Last year, the amount of nitrogen dioxide in central London averaged three times the safe limit set by the World Health Organisation. It is just one of 500 pollutants emitted by cars on the capital’s streets.
About 4,000 Londoners a year are estimated to be dying prematurely due to the effects of air pollution.
London has become a global exemplar in the take-up of electric vehicles. The number of fully electric vehicles increased by 53 per cent in the 12 months to last September and Mayor Sadiq Khan aims to make the capital carbon neutral by 2030.
About one in 20 cars in London are either “battery electric” or plug-in hybrids — the highest percentage of any UK region. But experts said London needs to go further.

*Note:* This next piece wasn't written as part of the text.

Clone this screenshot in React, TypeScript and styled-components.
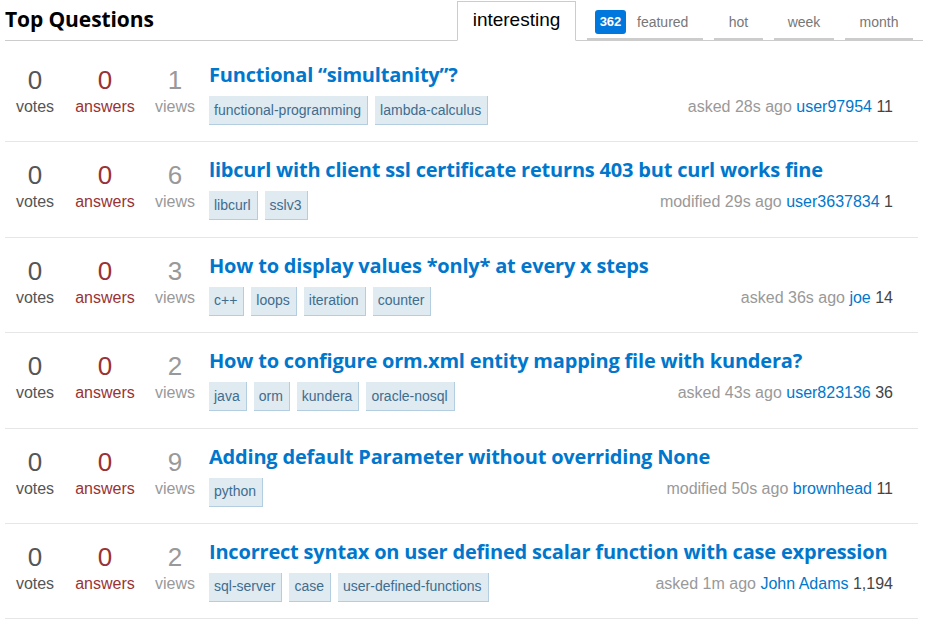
import React from "react";
import styled, { createGlobalStyle } from "styled-components";

const Global = createGlobalStyle`
  html, body { margin: 0; padding: 0; background: #fff; }
  body { font-family: "Liberation Sans", Arial, sans-serif; }
  * { box-sizing: border-box; }
`;

const Page = styled.div`
  width: 935px;
  padding-left: 5px;
`;

const Header = styled.div`
  width: 918px;
  height: 41px;
  display: flex;
  align-items: flex-end;
  justify-content: space-between;
  border-bottom: 1px solid #cccccc;
`;

const PageTitle = styled.h1`
  margin: 0;
  align-self: center;
  margin-top: -2px;
  font-family: "Open Sans", "Noto Sans", sans-serif;
  font-weight: 700;
  font-size: 21px;
  color: #000;
  letter-spacing: -0.1px;
`;

const Tabs = styled.div`
  display: flex;
  align-items: flex-end;
  gap: 11px;
  margin-right: 10px;
  margin-bottom: -1px;
`;

const ActiveTab = styled.div`
  width: 119px;
  height: 40px;
  border: 1px solid #cccccc;
  border-bottom: 1px solid #fff;
  background: #fff;
  display: flex;
  align-items: center;
  justify-content: center;
  font-size: 19px;
  color: #000;
  padding-bottom: 3px;
`;

const Tab = styled.div<{ $w: number; $start?: boolean }>`
  width: ${(p) => p.$w}px;
  height: 39px;
  border-bottom: 2px solid #cccccc;
  margin-bottom: 1px;
  display: flex;
  align-items: center;
  justify-content: ${(p) => (p.$start ? "flex-start" : "center")};
  padding-left: ${(p) => (p.$start ? "8px" : "0")};
  gap: 11px;
  font-size: 14px;
  color: #777;
  padding-top: 4px;
`;

const Badge = styled.span`
  display: inline-flex;
  align-items: center;
  justify-content: center;
  width: 31px;
  height: 24px;
  border-radius: 3px;
  background: #0077dd;
  color: #fff;
  font-weight: 700;
  font-size: 13px;
`;

const List = styled.div`
  width: 913px;
  margin-top: 6px;
`;

const Row = styled.div`
  display: flex;
  height: 95.4px;
  border-bottom: 1px solid #e4e6e8;
`;

const Stats = styled.div`
  display: flex;
  width: 210px;
  margin-left: -5px;
  padding-top: 18px;
`;

const Stat = styled.div<{ $color: string }>`
  width: 70px;
  display: flex;
  flex-direction: column;
  align-items: center;
  color: ${(p) => p.$color};
`;

const StatNum = styled.div`
  font-size: 26px;
  line-height: 30px;
`;

const StatLabel = styled.div`
  font-size: 16px;
  line-height: 20px;
  margin-top: 2px;
`;

const Summary = styled.div`
  flex: 1;
  padding-top: 15px;
  padding-right: 25px;
  margin-left: -1px;
`;

const QTitle = styled.a`
  display: block;
  font-family: "Open Sans", "Noto Sans", sans-serif;
  font-weight: 700;
  font-size: 20px;
  line-height: 26px;
  color: #0077cc;
  text-decoration: none;
  letter-spacing: -0.2px;
`;

const Bottom = styled.div`
  display: flex;
  align-items: center;
  justify-content: space-between;
  margin-top: 8px;
`;

const TagList = styled.div`
  display: flex;
  gap: 7px;
`;

const Tag = styled.span`
  display: inline-flex;
  align-items: center;
  height: 29px;
  padding: 0 6px 1px 5px;
  background: #e0eaf1;
  border-right: 1px solid #b3cee1;
  border-bottom: 1px solid #b3cee1;
  color: #3e6d8e;
  font-size: 14px;
`;

const Meta = styled.div`
  font-size: 16px;
  color: #999;
  white-space: nowrap;
  margin-top: -7px;
`;

const User = styled.a`
  color: #0077cc;
  text-decoration: none;
`;

const Rep = styled.span`
  color: #444;
`;

type Q = {
  votes: number;
  answers: number;
  views: number;
  title: string;
  tags: string[];
  action: string;
  time: string;
  user: string;
  rep: string;
};

const questions: Q[] = [
  { votes: 0, answers: 0, views: 1, title: "Functional \u201csimultanity\u201d?", tags: ["functional-programming", "lambda-calculus"], action: "asked", time: "28s ago", user: "user97954", rep: "11" },
  { votes: 0, answers: 0, views: 6, title: "libcurl with client ssl certificate returns 403 but curl works fine", tags: ["libcurl", "sslv3"], action: "modified", time: "29s ago", user: "user3637834", rep: "1" },
  { votes: 0, answers: 0, views: 3, title: "How to display values *only* at every x steps", tags: ["c++", "loops", "iteration", "counter"], action: "asked", time: "36s ago", user: "joe", rep: "14" },
  { votes: 0, answers: 0, views: 2, title: "How to configure orm.xml entity mapping file with kundera?", tags: ["java", "orm", "kundera", "oracle-nosql"], action: "asked", time: "43s ago", user: "user823136", rep: "36" },
  { votes: 0, answers: 0, views: 9, title: "Adding default Parameter without overriding None", tags: ["python"], action: "modified", time: "50s ago", user: "brownhead", rep: "11" },
  { votes: 0, answers: 0, views: 2, title: "Incorrect syntax on user defined scalar function with case expression", tags: ["sql-server", "case", "user-defined-functions"], action: "asked", time: "1m ago", user: "John Adams", rep: "1,194" },
];

export default function App() {
  return (
    <Page>
      <Global />
      <Header>
        <PageTitle>Top Questions</PageTitle>
        <Tabs>
          <ActiveTab>interesting</ActiveTab>
          <Tab $w={116} $start>
            <Badge>362</Badge>
            <span>featured</span>
          </Tab>
          <Tab $w={49}>hot</Tab>
          <Tab $w={60}>week</Tab>
          <Tab $w={68}>month</Tab>
        </Tabs>
      </Header>
      <List>
        {questions.map((q, i) => (
          <Row key={i}>
            <Stats>
              <Stat $color="#555">
                <StatNum>{q.votes}</StatNum>
                <StatLabel>votes</StatLabel>
              </Stat>
              <Stat $color="#933">
                <StatNum>{q.answers}</StatNum>
                <StatLabel>answers</StatLabel>
              </Stat>
              <Stat $color="#999">
                <StatNum>{q.views}</StatNum>
                <StatLabel>views</StatLabel>
              </Stat>
            </Stats>
            <Summary>
              <QTitle href="#">{q.title}</QTitle>
              <Bottom>
                <TagList>
                  {q.tags.map((t) => (
                    <Tag key={t}>{t}</Tag>
                  ))}
                </TagList>
                <Meta>
                  {q.action} {q.time} <User href="#">{q.user}</User> <Rep>{q.rep}</Rep>
                </Meta>
              </Bottom>
            </Summary>
          </Row>
        ))}
      </List>
    </Page>
  );
}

Thom Groot, chief executive of The Electric Car Scheme, said: “Transport is our biggest source of carbon emissions, but fossil fuel cars are still easily outselling fully electric ones, which made up only 16.6 per cent of new car sales last year. In Norway that figure was 79.9 per cent.”
London has more than 11,000 public charging points but more are needed — 60 per cent of Londoners don’t have off-street parking.
A postcode lottery has emerged — with wealthy areas such as Kensington having hundreds of chargers, but Bexley as well as Barking and Dagenham having barely a handful.
At least 40,000 more chargers are needed by 2030 — of which 10 per cent should be rapid, meaning they deliver a full charge in less than an hour. There are indications that “range anxiety” — the fear of running out of battery power on a journey — is being replaced with “charging anxiety” as a barrier to the uptake of electric vehicles.
Jonathan Goodman of Polestar, an electric car manufacturer, said: “It would be farcical if we developed the car of the future and were let down by the infrastructure of the past.”
Dominic Phinn, who works on the Climate Group’s EV100 global initiative to encourage take-up of electric vehicles, said: “There’s plenty of cause for optimism — but we need to get our foot on the gas.”